## Direction
Write out the data below exactly as given, without any of its pictures.

## Data
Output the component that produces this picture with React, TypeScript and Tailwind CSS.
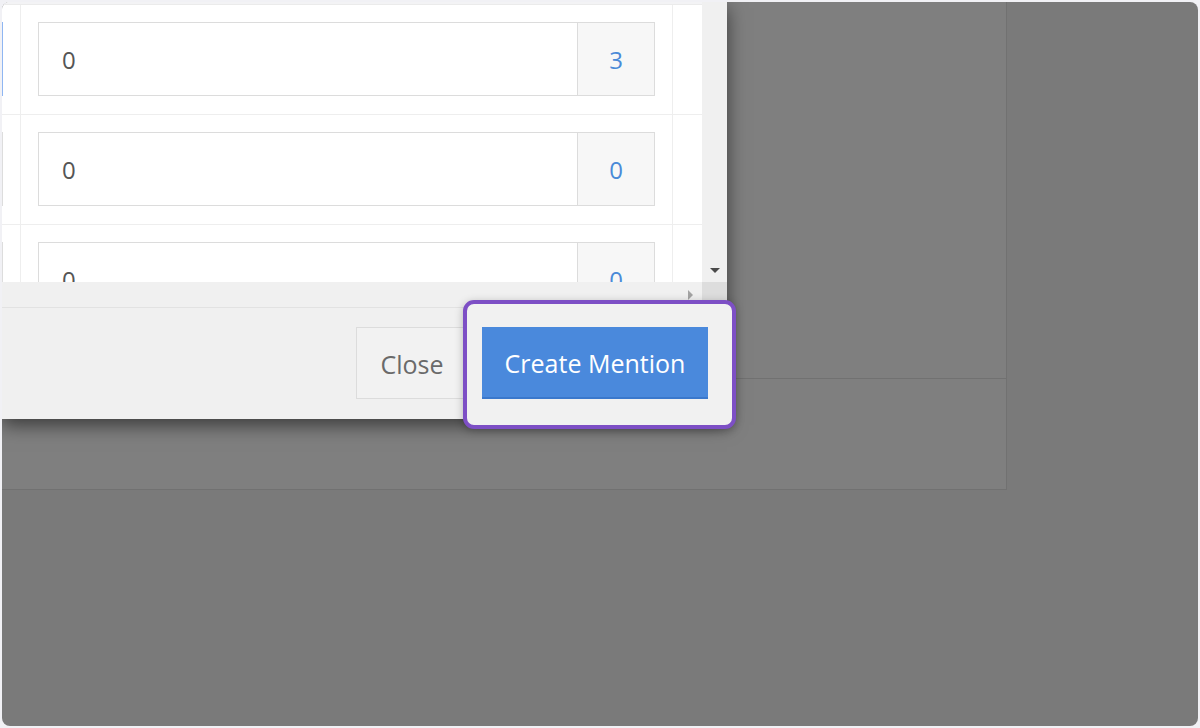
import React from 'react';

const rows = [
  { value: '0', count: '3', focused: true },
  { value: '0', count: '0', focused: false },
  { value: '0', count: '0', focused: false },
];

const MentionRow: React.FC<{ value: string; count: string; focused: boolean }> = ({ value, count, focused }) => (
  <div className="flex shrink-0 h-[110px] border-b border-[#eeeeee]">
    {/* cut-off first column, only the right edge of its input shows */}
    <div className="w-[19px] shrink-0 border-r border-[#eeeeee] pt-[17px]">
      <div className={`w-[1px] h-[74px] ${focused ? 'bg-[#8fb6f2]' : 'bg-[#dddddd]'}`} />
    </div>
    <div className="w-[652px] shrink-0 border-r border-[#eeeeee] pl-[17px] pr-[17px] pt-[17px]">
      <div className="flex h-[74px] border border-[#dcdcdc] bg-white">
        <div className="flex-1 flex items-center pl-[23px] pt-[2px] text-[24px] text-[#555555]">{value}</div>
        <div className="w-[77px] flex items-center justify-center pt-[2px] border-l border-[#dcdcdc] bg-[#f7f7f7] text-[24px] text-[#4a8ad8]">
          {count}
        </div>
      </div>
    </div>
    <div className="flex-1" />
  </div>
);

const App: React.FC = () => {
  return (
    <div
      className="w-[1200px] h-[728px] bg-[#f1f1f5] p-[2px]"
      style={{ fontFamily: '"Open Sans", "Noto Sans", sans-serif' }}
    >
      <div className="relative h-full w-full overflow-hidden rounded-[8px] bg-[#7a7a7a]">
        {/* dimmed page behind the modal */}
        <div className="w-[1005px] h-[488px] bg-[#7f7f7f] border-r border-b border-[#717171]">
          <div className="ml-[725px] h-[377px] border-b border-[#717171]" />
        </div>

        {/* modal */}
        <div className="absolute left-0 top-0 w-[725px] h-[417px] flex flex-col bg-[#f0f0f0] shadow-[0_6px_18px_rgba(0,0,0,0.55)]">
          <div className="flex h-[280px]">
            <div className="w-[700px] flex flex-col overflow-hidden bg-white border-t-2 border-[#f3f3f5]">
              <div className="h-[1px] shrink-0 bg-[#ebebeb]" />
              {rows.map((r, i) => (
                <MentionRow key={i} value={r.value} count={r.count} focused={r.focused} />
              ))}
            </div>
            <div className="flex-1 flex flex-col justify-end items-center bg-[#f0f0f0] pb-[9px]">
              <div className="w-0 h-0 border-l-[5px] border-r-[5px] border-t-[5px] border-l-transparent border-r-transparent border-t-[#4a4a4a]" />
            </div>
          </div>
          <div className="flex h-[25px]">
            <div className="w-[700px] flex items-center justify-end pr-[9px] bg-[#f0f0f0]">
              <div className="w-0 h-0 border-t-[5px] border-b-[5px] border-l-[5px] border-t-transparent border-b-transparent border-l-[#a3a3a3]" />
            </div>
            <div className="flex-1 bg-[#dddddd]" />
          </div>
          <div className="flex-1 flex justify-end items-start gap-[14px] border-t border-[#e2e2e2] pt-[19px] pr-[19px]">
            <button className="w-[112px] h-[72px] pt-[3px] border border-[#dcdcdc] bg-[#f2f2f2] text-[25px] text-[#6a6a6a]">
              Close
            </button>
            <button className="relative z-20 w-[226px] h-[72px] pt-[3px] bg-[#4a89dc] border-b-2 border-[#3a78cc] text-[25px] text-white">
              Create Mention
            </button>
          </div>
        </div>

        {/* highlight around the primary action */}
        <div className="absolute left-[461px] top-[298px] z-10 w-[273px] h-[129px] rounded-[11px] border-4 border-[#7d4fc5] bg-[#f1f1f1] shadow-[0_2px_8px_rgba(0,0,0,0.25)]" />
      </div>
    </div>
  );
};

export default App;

## Exercise answer
Output the component that produces this picture with React, TypeScript and Tailwind CSS.
import React from 'react';

const rows = [
  { value: '0', count: '3', focused: true },
  { value: '0', count: '0', focused: false },
  { value: '0', count: '0', focused: false },
];

const MentionRow: React.FC<{ value: string; count: string; focused: boolean }> = ({ value, count, focused }) => (
  <div className="flex shrink-0 h-[110px] border-b border-[#eeeeee]">
    {/* cut-off first column, only the right edge of its input shows */}
    <div className="w-[19px] shrink-0 border-r border-[#eeeeee] pt-[17px]">
      <div className={`w-[1px] h-[74px] ${focused ? 'bg-[#8fb6f2]' : 'bg-[#dddddd]'}`} />
    </div>
    <div className="w-[652px] shrink-0 border-r border-[#eeeeee] pl-[17px] pr-[17px] pt-[17px]">
      <div className="flex h-[74px] border border-[#dcdcdc] bg-white">
        <div className="flex-1 flex items-center pl-[23px] pt-[2px] text-[24px] text-[#555555]">{value}</div>
        <div className="w-[77px] flex items-center justify-center pt-[2px] border-l border-[#dcdcdc] bg-[#f7f7f7] text-[24px] text-[#4a8ad8]">
          {count}
        </div>
      </div>
    </div>
    <div className="flex-1" />
  </div>
);

const App: React.FC = () => {
  return (
    <div
      className="w-[1200px] h-[728px] bg-[#f1f1f5] p-[2px]"
      style={{ fontFamily: '"Open Sans", "Noto Sans", sans-serif' }}
    >
      <div className="relative h-full w-full overflow-hidden rounded-[8px] bg-[#7a7a7a]">
        {/* dimmed page behind the modal */}
        <div className="w-[1005px] h-[488px] bg-[#7f7f7f] border-r border-b border-[#717171]">
          <div className="ml-[725px] h-[377px] border-b border-[#717171]" />
        </div>

        {/* modal */}
        <div className="absolute left-0 top-0 w-[725px] h-[417px] flex flex-col bg-[#f0f0f0] shadow-[0_6px_18px_rgba(0,0,0,0.55)]">
          <div className="flex h-[280px]">
            <div className="w-[700px] flex flex-col overflow-hidden bg-white border-t-2 border-[#f3f3f5]">
              <div className="h-[1px] shrink-0 bg-[#ebebeb]" />
              {rows.map((r, i) => (
                <MentionRow key={i} value={r.value} count={r.count} focused={r.focused} />
              ))}
            </div>
            <div className="flex-1 flex flex-col justify-end items-center bg-[#f0f0f0] pb-[9px]">
              <div className="w-0 h-0 border-l-[5px] border-r-[5px] border-t-[5px] border-l-transparent border-r-transparent border-t-[#4a4a4a]" />
            </div>
          </div>
          <div className="flex h-[25px]">
            <div className="w-[700px] flex items-center justify-end pr-[9px] bg-[#f0f0f0]">
              <div className="w-0 h-0 border-t-[5px] border-b-[5px] border-l-[5px] border-t-transparent border-b-transparent border-l-[#a3a3a3]" />
            </div>
            <div className="flex-1 bg-[#dddddd]" />
          </div>
          <div className="flex-1 flex justify-end items-start gap-[14px] border-t border-[#e2e2e2] pt-[19px] pr-[19px]">
            <button className="w-[112px] h-[72px] pt-[3px] border border-[#dcdcdc] bg-[#f2f2f2] text-[25px] text-[#6a6a6a]">
              Close
            </button>
            <button className="relative z-20 w-[226px] h-[72px] pt-[3px] bg-[#4a89dc] border-b-2 border-[#3a78cc] text-[25px] text-white">
              Create Mention
            </button>
          </div>
        </div>

        {/* highlight around the primary action */}
        <div className="absolute left-[461px] top-[298px] z-10 w-[273px] h-[129px] rounded-[11px] border-4 border-[#7d4fc5] bg-[#f1f1f1] shadow-[0_2px_8px_rgba(0,0,0,0.25)]" />
      </div>
    </div>
  );
};

export default App;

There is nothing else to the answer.